Sunday, November 23, 2008

Transparency case study, courtesy of ylastic

ylastic (a company that provides tools to help manage AWS services) kept their users in the loop during an outage by communicating status updates over Twitter:


You can find the entire set of updates at ylastic's twitter page.

I keep coming back to the same question. Do your users know where to go during a downtime event? ylastic has their web site, their blog, their forums, and their twitter feed. As a user, how do I know where to look when I'm having a problem and want to know what's going on with the service (which is generally an emergency)? As the company, how do I keep users from clogging my support email box in spite of my efforts to get status updates out to the world? In this case it looks like the only place that had any information was the twitter feed. If users weren't aware it existed, both sides would be out of luck.

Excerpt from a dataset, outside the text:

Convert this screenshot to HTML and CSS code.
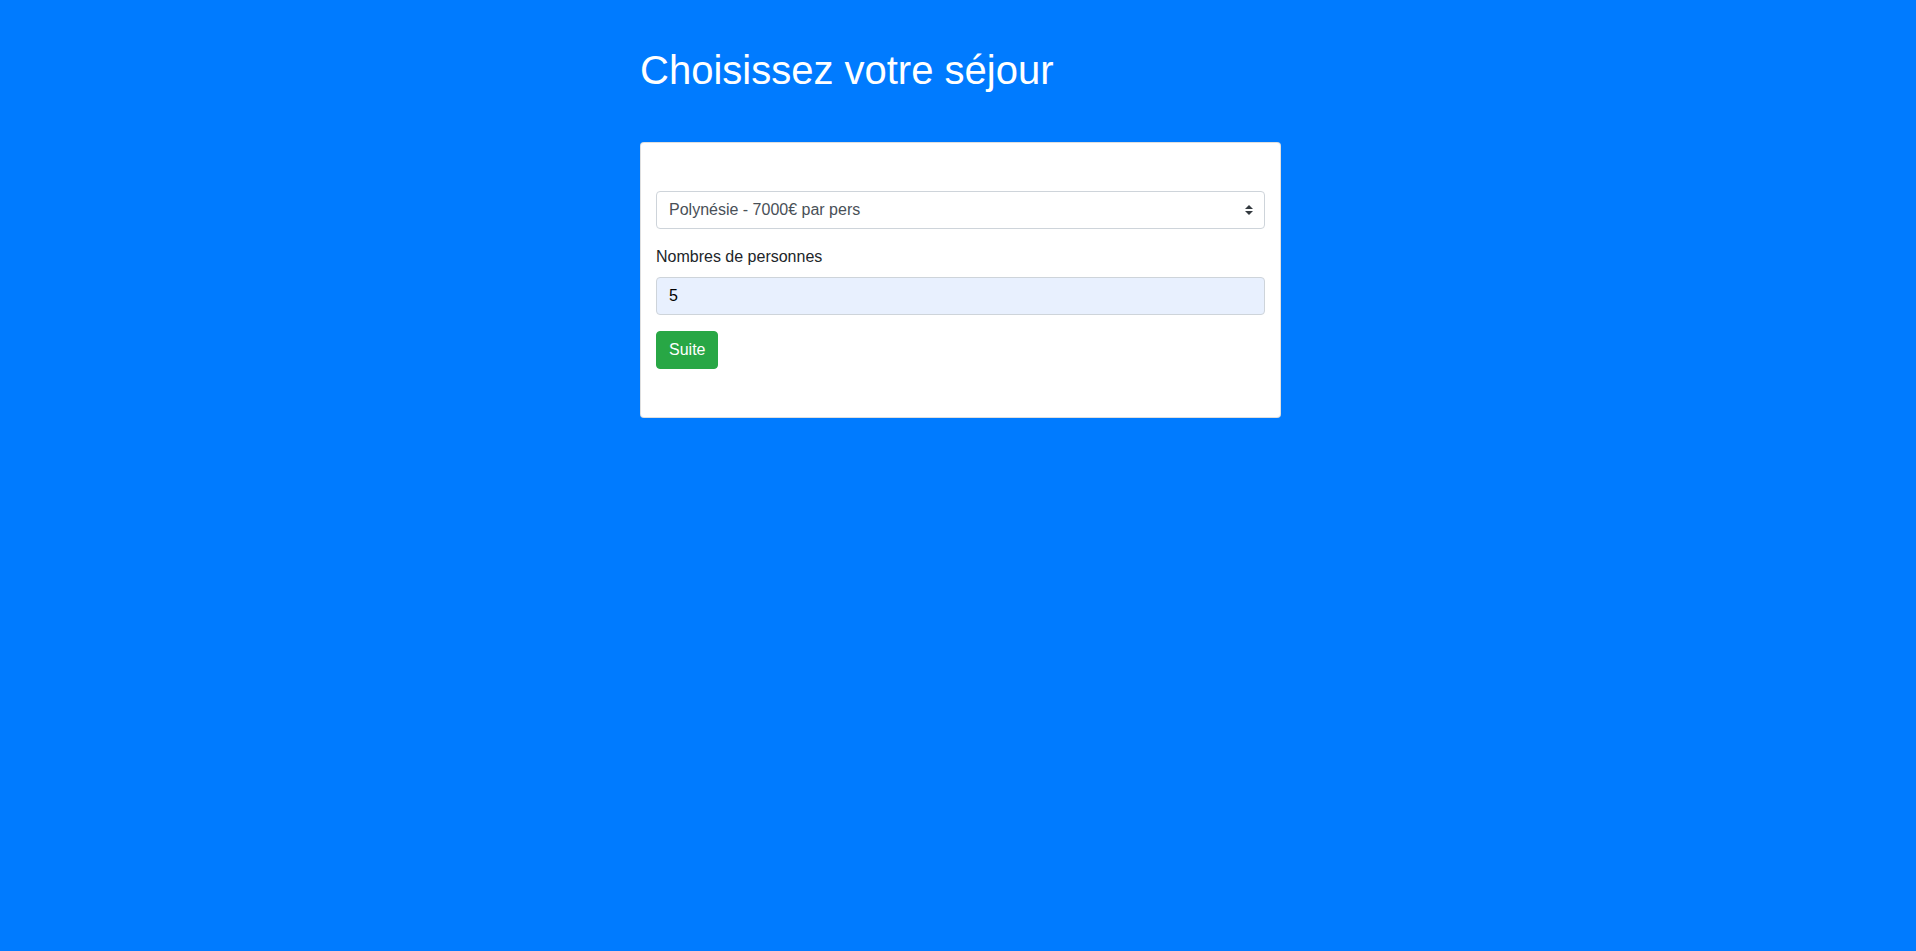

What every SaaS service needs is a clear central place, that their users can easily find, that provides real time updates on downtime or performance events. It's great that you're willing to communicate during the event, but if no one can find those updates, what's the point? Don't get me started on falling trees.

On another note, kudos to ylastic for their transparency on the following fronts:
  • Providing insight into their product roadmap. Very much what SaaS providers must do to build the trust relationship with their users (which is critical to the success of any online hosted application).
  • Their upcoming iPhone app that among other things gives you the AWS Service Health status on the go.